Die europäische Gewerkschaftsbewegung befindet sich in einer schwierigen Phase, die eine neue Aktionsstrategie erfordert. Die Halbzeitkonferenz im Mai in Belgrad, die ebenfalls auf der Tagesordnung des Exekutivausschusses stand, wird daher ein idealer Zeitpunkt sein, um sich auszutauschen und über neue Strategien in der aktuellen Situation, die große Auswirkungen auf die Arbeitnehmerinnen und Arbeitnehmer haben wird, zu diskutieren.

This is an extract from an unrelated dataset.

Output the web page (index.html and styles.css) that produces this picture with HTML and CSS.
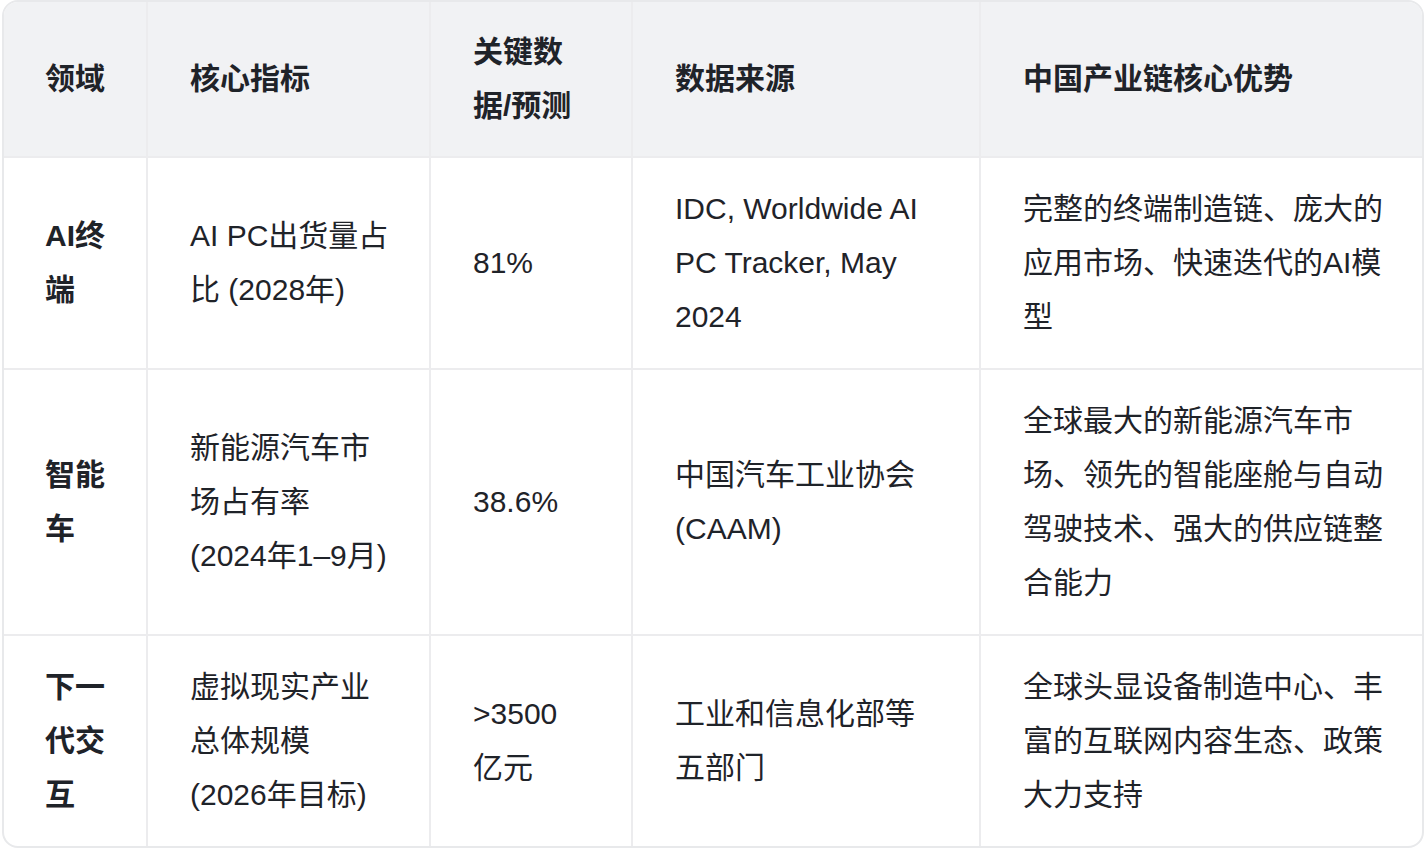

Weitere Themen des Treffens waren eine Resolution zur Verteidigung der Rechte von Arbeitnehmern mit Behinderungen, ein Beschluss zum Inhalt einer Richtlinie über die Verhütung hitzebedingter Risiken am Arbeitsplatz und ein Beschluss zu künstlicher Intelligenz im Dienste der Arbeitnehmer. Die Vizepräsidentin der Europäischen Kommission, Teresa RIBERA, wurde ebenfalls zu einem Meinungsaustausch mit den Gewerkschaften eingeladen.
Luxemburg war im Exekutivausschuss durch Véronique EISCHEN, Mitglied der OGBL-Exekutive, und Katia NEVES, Beauftragte des Gemeinsamen Europäischen Sekretariats von OGBL und LCGB (SECEC), vertreten.